Dance drama explores the mind of Indian women dancers
A dance-drama that fuses Odissi, Bharatanatyam and Kuchipudi dips into the inner world of Indian women dancers
Chennai-based NGO AIM (All India Movement) for Seva, an integrated community development programme that reaches out to rural and tribal children across India and also manages over 100 free student hostels in India is organising their annual fundraiser —Antar Yatra, The Journey Within. The 90-minute dance-drama will take the audience into the minds of women dancers of India, showcasing their tentative journey, of conflicting thoughts and emotions.
Antar Yatra at a performance in Chennai
“A dancer’s mind goes through many creative processes. The piece is introspective. It is also about anyone who has a passion for something creative. It is not a linear story.
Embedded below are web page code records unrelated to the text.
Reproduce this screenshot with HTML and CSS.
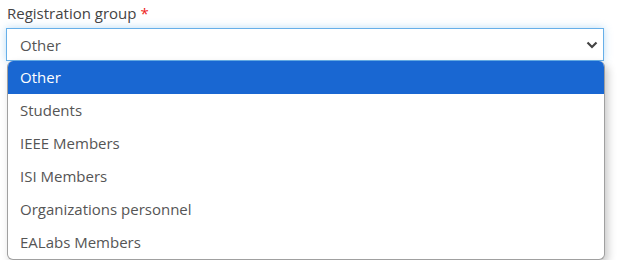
FILE: index.html
```html
<!DOCTYPE html>
<html lang="en">
<head>
<meta charset="UTF-8">
<meta name="viewport" content="width=device-width, initial-scale=1.0">
<title>Registration group</title>

<link rel="stylesheet" href="styles.css">

</head>
<body>
    <div class="form-group">
        <label class="field-label">Registration group <span class="required">*</span></label>
        <div class="select-box">
            <span class="select-value">Other</span>
            <svg class="select-arrow" width="12" height="8" viewBox="0 0 12 8">
                <path d="M1.5 1.5 L6 6 L10.5 1.5" fill="none" stroke="#444" stroke-width="2.2"/>
            </svg>
        </div>
        <div class="dropdown">
            <div class="item active">Other</div>
            <div class="item">Students</div>
            <div class="item">IEEE Members</div>
            <div class="item">ISI Members</div>
            <div class="item">Organizations personnel</div>
            <div class="item">EALabs Members</div>
        </div>
    </div>
</body>
</html>
```

FILE: styles.css
```css
body {
    margin: 0;
    font-family: "Open Sans", Arial, sans-serif;
    background-color: #fff;
}

.form-group {
    padding: 3px 14px 0 6px;
}

.field-label {
    display: block;
    font-size: 15px;
    line-height: 20px;
    color: #444;
    padding-left: 1px;
    margin-bottom: 5px;
}

.required {
    color: #e22;
}

.select-box {
    display: flex;
    align-items: center;
    justify-content: space-between;
    height: 31px;
    border: 1px solid #66afe9;
    box-shadow: 0 0 8px rgba(102, 175, 233, 0.45);
    background: #fff;
    padding: 0 5px 0 13px;
    font-size: 15px;
    color: #555;
}

.dropdown {
    margin: 0 -1px 0 1px;
    background: #fff;
    border: 1px solid #a0a0a0;
    border-top: none;
    border-radius: 6px;
    overflow: hidden;
    box-shadow: 3px 4px 8px rgba(0, 0, 0, 0.22);
}

.item {
    height: 33px;
    line-height: 33px;
    padding-left: 12px;
    font-size: 15px;
    color: #555;
}

.item.active {
    background-color: #1967d2;
    color: #fff;
}
```
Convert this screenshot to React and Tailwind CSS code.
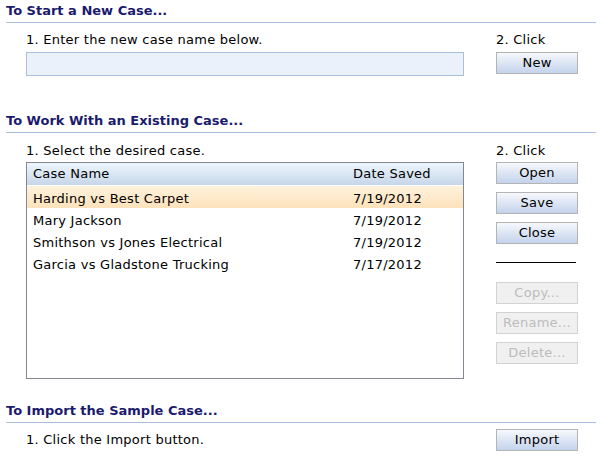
const cases = [
  { name: "Harding vs Best Carpet", date: "7/19/2012", selected: true },
  { name: "Mary Jackson", date: "7/19/2012" },
  { name: "Smithson vs Jones Electrical", date: "7/19/2012" },
  { name: "Garcia vs Gladstone Trucking", date: "7/17/2012" },
];

const SectionHeader = ({ children, className = "" }) => (
  <div className={`ml-[6px] w-[590px] border-b border-[#a9bedf] pt-[3px] pb-[3px] text-[13px] font-bold leading-[16px] text-[#1b1b6e] ${className}`}>
    {children}
  </div>
);

const Button = ({ label, disabled, className = "" }) => (
  <button
    type="button"
    disabled={disabled}
    className={`flex h-[22px] w-[82px] items-center justify-center border text-[13px] leading-[16px] tracking-[0.25px] ${
      disabled
        ? "border-[#d2d2d2] bg-[#f0f0f0] text-[#bcbcbc]"
        : "border-[#b4b4b4] bg-gradient-to-b from-[#f6f8fc] to-[#c4d3ec] text-black"
    } ${className}`}
  >
    {label}
  </button>
);

export default function App() {
  return (
    <div className="h-[457px] w-[602px] bg-white font-['Verdana','DejaVu_Sans',sans-serif] text-black">
      {/* new case */}
      <SectionHeader>To Start a New Case...</SectionHeader>
      <div className="flex">
        <div className="ml-[26px] w-[438px]">
          <p className="mt-[9px] text-[13px] leading-[16px] tracking-[0.25px]">1. Enter the new case name below.</p>
          <input
            type="text"
            className="mt-[4px] block h-[24px] w-[438px] border border-[#a9c0dc] bg-[#eaf1fb] outline-none"
          />
        </div>
        <div className="ml-[32px] w-[82px]">
          <p className="mt-[9px] text-[13px] leading-[16px] tracking-[0.25px]">2. Click</p>
          <Button label="New" className="mt-[4px]" />
        </div>
      </div>

      {/* existing case */}
      <SectionHeader className="mt-[34px]">To Work With an Existing Case...</SectionHeader>
      <div className="flex">
        <div className="ml-[26px] w-[438px]">
          <p className="mt-[10px] text-[13px] leading-[16px] tracking-[0.25px]">1. Select the desired case.</p>
          <div className="mt-[3px] h-[217px] w-[438px] border border-[#838790] bg-white text-[13px] leading-[16px] tracking-[0.25px]">
            <div className="flex h-[22px] items-center bg-gradient-to-b from-[#eef6fc] to-[#c6d6e9]">
              <span className="w-[326px] pl-[6px]">Case Name</span>
              <span>Date Saved</span>
            </div>
            {cases.map((c) => (
              <div
                key={c.name}
                className={`flex h-[22px] items-center pt-[4px] ${
                  c.selected ? "mt-px bg-gradient-to-b from-[#fef2dc] to-[#fde2bb]" : ""
                }`}
              >
                <span className="w-[326px] pl-[6px]">{c.name}</span>
                <span>{c.date}</span>
              </div>
            ))}
          </div>
        </div>
        <div className="ml-[32px] w-[82px]">
          <p className="mt-[10px] text-[13px] leading-[16px] tracking-[0.25px]">2. Click</p>
          <div className="mt-[3px] flex flex-col gap-[8px]">
            <Button label="Open" />
            <Button label="Save" />
            <Button label="Close" />
          </div>
          <div className="mt-[18px] h-px w-[80px] bg-black" />
          <div className="mt-[19px] flex flex-col gap-[8px]">
            <Button label="Copy..." disabled />
            <Button label="Rename..." disabled />
            <Button label="Delete..." disabled />
          </div>
        </div>
      </div>

      {/* import */}
      <SectionHeader className="mt-[21px]">To Import the Sample Case...</SectionHeader>
      <div className="mt-[6px] flex items-center">
        <p className="ml-[26px] w-[470px] text-[13px] leading-[16px] tracking-[0.25px]">1. Click the Import button.</p>
        <Button label="Import" />
      </div>
    </div>
  );
}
It’s for people to interpret,” says director and choreographer Sharmila Biswas of the Odissi Vision & Movement Centre, who started working on the concept 18 months ago. “AIM for Seva, being involved with education, approached us to create a piece that would make people think,” adds Biswas, who was awarded the Sangeet Natak Akademi Award in 2012 and is noted for originality in composition, technique and stage design. The production features songs in six different languages and three Classical Indian dance forms including Odissi, Bharatanatyam and Kuchipudi. “The songs represent the three states — Tamil Nadu, Andhra Pradesh and Orissa. The forms have common history. All of them are temple dances,” shares Biswas, who has also been researching and documenting the temple dance traditions in Orissa.
The story is depicted using multiple voices of the narrator (played by Biswas) and also, through the art of shadow puppetry and Pinnal Kollattam (a rural game from Tamil Nadu). “Shadow puppetry is found in Tamil Nadu and Orissa. We use it fleetingly as an inspiration. The traditional forms lend greatly to the piece. The songs too, are traditional and we went to various scholars to find songs that are long forgotten. The process has been rewarding,” says Biswas. The show features 9 dancers in all including Amrita Lahiri, recognised as one of the foremost young performers of Kuchipudi, presenting the form in its traditional origins to its contemporary forms, Lakshmi Parthasarathy Athreya, who has been performing Bharatanatyam for over 25 years, and Sashwati Garai Ghosh, who fascinates the audience with her Odissi moves leaving them spellbound.
Music director and performer Srijan Chatterjee (center) with dancers at a rehearsal
There will be a live musical performance by Srijan Chatterjee, a disciple of Guru Arun Bhaduri, who is also the music director for the piece. All proceedings from the performance will go towards educating children. The dance-drama has been performed in Chennai and Pune and will continue to tour in Mumbai, Kolkata, Delhi, Bengaluru and Bhuvaneshwar.
On: July 20, 7 pm
At: Yashwantrao Chavan Main Auditorium, Nariman Point.